◆ **Goal**
Search the records for "screenshot". Copy every line where it appears.

+++ Exercise materials +++

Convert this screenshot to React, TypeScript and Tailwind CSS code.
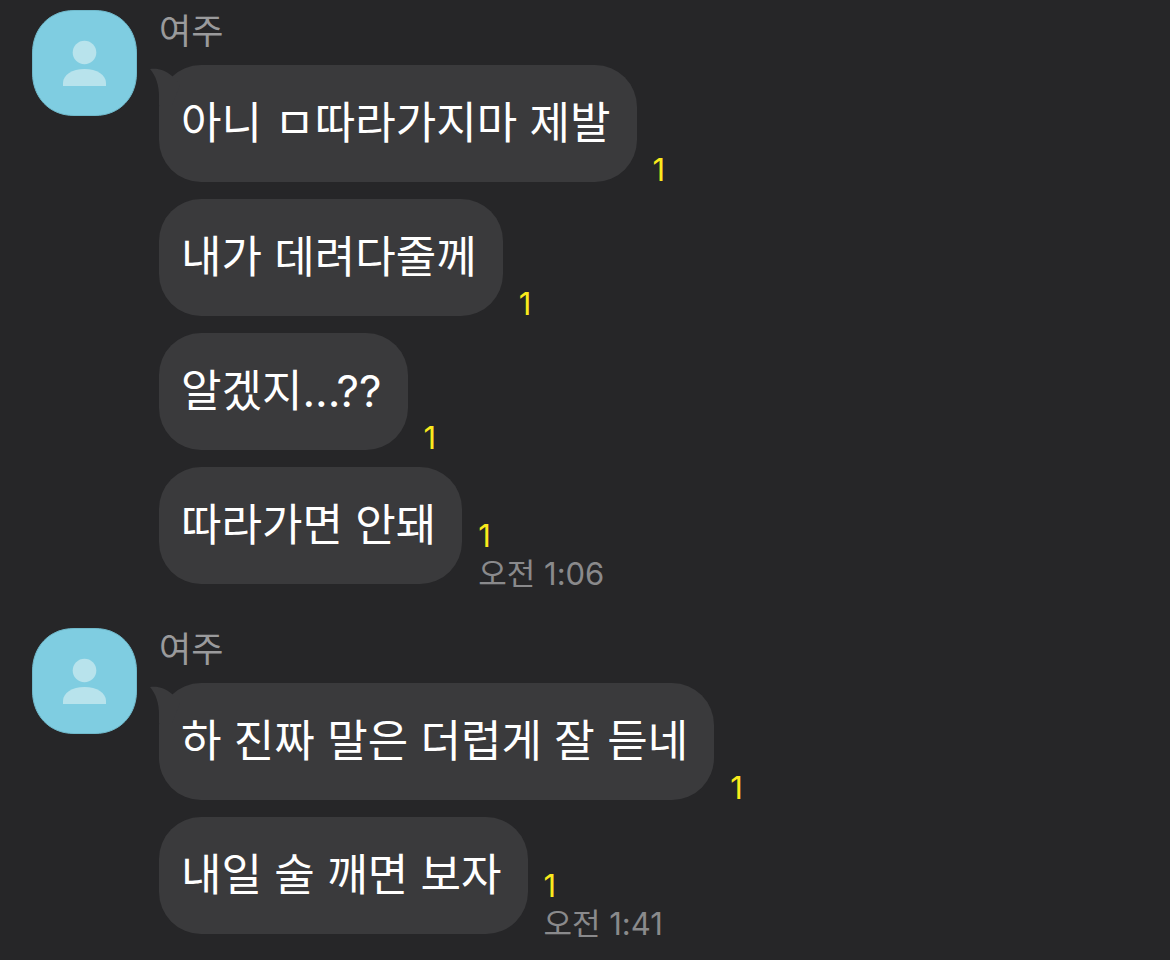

+++
+++ Exercise materials +++

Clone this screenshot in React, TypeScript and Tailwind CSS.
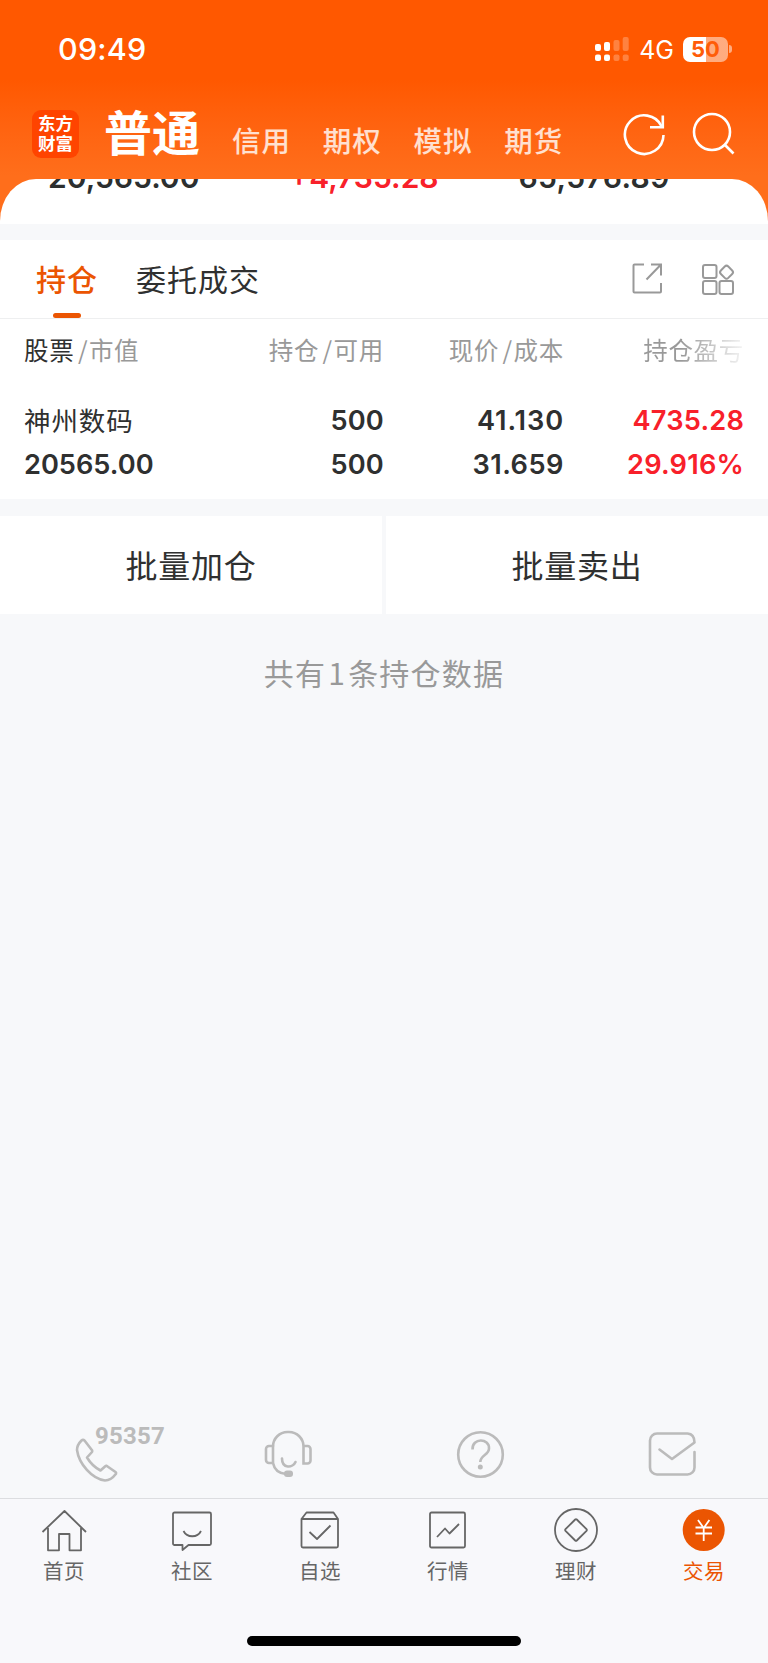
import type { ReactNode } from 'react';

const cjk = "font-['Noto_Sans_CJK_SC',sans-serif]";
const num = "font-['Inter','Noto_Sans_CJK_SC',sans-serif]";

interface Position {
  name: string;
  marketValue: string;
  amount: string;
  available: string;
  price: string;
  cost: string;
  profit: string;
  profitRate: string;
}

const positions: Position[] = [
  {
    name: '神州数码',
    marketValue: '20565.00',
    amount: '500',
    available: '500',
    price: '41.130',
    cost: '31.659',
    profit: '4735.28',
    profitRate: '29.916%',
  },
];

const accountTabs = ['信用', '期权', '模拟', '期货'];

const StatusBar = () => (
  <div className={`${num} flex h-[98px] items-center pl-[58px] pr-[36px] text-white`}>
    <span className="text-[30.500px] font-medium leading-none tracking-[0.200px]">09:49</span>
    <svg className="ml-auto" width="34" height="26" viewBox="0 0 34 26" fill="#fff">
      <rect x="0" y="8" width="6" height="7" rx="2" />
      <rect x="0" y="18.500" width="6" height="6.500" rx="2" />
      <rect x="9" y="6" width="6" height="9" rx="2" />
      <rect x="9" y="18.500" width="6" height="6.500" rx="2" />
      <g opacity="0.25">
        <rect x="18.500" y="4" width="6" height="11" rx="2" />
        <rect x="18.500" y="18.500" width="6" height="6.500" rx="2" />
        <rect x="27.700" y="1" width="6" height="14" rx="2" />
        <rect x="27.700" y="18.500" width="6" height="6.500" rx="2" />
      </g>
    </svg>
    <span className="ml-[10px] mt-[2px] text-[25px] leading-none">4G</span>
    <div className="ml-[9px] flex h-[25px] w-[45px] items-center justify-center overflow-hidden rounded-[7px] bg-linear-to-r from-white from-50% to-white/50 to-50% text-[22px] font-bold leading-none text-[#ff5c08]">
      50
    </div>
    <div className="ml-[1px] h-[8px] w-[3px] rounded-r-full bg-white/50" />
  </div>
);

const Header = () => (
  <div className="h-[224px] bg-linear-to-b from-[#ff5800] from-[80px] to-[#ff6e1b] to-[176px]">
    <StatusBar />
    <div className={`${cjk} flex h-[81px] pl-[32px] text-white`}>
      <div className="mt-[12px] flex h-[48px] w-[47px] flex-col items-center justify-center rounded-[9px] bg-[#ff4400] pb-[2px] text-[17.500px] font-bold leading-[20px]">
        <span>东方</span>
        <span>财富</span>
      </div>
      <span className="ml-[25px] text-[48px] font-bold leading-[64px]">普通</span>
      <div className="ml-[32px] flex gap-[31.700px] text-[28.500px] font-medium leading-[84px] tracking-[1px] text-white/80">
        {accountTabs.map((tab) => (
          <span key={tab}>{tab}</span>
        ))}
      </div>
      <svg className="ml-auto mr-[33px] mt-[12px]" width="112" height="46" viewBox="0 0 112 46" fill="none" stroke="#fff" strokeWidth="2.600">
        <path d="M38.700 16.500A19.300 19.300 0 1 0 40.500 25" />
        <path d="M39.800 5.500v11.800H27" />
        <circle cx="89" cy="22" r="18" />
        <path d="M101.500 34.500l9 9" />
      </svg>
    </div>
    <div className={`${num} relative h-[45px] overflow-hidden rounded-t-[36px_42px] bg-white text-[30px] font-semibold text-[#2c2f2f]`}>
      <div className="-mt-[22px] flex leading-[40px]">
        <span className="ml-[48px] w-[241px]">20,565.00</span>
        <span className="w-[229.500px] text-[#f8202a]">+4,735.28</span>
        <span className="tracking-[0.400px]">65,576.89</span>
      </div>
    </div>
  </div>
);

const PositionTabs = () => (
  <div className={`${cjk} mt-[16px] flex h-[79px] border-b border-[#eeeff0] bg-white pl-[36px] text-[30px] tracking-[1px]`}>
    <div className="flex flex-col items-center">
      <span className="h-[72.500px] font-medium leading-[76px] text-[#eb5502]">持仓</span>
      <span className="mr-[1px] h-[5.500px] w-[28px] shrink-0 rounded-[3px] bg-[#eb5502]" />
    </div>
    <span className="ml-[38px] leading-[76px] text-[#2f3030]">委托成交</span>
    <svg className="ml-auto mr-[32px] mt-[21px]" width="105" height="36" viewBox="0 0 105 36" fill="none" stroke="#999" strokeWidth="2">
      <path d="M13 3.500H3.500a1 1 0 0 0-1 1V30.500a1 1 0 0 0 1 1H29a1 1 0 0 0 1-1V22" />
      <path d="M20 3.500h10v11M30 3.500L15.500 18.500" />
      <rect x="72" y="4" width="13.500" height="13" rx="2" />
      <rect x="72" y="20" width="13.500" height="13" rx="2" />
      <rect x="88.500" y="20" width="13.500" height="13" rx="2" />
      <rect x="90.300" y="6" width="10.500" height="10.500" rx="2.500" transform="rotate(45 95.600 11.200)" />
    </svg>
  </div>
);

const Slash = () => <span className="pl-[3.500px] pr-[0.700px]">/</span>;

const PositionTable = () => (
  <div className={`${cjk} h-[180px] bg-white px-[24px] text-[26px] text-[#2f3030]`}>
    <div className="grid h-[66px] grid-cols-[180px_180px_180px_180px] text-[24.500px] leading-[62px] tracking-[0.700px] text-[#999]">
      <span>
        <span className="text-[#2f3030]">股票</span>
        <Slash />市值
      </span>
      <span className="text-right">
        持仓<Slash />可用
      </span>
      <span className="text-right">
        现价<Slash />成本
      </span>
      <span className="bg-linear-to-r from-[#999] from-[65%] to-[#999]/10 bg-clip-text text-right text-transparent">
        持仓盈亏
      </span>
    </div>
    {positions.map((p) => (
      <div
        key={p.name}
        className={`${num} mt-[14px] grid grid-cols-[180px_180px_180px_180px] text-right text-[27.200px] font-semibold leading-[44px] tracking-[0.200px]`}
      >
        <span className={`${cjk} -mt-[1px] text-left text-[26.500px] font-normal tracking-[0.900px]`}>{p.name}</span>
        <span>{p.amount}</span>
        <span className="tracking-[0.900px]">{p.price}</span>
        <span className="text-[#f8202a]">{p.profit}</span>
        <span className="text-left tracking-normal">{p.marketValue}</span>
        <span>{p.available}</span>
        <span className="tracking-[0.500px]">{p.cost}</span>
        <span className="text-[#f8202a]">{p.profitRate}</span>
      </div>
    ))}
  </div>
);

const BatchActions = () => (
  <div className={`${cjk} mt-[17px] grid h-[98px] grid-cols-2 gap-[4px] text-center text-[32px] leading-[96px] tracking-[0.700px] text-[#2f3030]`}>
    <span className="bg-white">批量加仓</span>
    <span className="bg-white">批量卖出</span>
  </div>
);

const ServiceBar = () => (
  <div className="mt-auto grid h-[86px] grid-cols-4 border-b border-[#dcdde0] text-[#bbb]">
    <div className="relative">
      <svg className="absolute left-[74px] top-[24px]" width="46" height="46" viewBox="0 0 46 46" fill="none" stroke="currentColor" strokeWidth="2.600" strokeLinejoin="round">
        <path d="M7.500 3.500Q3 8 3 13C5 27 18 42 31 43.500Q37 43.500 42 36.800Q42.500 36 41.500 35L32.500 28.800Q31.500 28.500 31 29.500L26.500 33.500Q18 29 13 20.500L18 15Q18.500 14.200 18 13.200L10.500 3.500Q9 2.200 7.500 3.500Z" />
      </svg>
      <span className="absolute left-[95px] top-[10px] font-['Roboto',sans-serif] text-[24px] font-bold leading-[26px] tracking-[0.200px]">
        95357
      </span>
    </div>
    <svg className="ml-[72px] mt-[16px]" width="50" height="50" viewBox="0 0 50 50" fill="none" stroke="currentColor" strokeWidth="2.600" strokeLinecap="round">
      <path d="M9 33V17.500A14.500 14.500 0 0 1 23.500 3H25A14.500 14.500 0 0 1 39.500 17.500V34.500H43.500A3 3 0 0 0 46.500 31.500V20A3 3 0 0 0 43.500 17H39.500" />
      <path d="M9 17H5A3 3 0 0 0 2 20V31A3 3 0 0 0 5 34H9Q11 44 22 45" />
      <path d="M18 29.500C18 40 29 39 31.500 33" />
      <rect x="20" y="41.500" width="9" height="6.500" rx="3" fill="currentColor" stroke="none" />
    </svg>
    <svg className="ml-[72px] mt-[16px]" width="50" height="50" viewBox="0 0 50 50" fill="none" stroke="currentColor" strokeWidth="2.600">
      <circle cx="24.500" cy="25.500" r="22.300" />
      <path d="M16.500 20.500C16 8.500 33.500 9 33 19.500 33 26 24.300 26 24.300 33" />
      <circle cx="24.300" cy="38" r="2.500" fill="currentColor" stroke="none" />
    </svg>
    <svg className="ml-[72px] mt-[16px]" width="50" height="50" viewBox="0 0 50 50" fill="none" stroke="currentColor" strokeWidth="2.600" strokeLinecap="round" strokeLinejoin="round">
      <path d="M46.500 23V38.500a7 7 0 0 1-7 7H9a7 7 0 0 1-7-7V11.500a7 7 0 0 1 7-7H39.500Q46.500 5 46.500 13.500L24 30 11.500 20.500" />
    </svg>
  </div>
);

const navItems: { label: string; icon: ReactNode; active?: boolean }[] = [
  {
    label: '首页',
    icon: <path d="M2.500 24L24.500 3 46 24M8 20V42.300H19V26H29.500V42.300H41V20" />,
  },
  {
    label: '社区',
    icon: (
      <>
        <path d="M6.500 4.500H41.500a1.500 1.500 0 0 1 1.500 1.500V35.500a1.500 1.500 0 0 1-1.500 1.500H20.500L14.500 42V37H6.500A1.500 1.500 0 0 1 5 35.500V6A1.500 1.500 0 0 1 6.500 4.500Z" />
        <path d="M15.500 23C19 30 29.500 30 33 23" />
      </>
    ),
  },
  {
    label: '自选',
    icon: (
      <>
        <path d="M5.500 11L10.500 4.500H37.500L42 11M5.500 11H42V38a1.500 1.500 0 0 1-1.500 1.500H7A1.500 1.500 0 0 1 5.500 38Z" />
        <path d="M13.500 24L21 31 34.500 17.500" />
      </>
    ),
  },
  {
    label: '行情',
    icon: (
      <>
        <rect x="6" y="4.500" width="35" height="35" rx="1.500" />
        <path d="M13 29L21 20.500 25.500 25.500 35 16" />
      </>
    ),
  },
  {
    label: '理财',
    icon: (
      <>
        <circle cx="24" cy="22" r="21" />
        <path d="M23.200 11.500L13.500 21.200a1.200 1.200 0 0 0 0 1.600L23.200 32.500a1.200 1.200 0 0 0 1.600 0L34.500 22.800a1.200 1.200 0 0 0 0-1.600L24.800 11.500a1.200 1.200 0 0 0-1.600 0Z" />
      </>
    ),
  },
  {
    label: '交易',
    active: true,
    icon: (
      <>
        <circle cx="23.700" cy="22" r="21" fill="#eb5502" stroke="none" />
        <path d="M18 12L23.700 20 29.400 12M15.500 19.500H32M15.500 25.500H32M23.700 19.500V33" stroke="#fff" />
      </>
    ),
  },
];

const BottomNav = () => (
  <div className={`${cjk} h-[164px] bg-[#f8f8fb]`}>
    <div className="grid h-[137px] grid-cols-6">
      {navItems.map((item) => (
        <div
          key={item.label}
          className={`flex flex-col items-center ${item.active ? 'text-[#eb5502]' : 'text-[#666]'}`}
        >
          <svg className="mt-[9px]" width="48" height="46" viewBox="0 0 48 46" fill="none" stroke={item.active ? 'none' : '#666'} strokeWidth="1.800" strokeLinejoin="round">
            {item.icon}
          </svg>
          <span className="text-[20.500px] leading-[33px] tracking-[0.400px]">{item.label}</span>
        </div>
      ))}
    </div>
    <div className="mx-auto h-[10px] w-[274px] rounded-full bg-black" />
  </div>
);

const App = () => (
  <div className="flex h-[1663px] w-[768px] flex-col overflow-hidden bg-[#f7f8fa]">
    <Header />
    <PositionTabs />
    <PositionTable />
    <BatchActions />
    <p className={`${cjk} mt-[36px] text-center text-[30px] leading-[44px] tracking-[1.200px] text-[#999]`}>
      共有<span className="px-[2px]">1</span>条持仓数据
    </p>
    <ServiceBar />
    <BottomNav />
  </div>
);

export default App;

+++

◆ **Result**
Convert this screenshot to React, TypeScript and Tailwind CSS code.
Clone this screenshot in React, TypeScript and Tailwind CSS.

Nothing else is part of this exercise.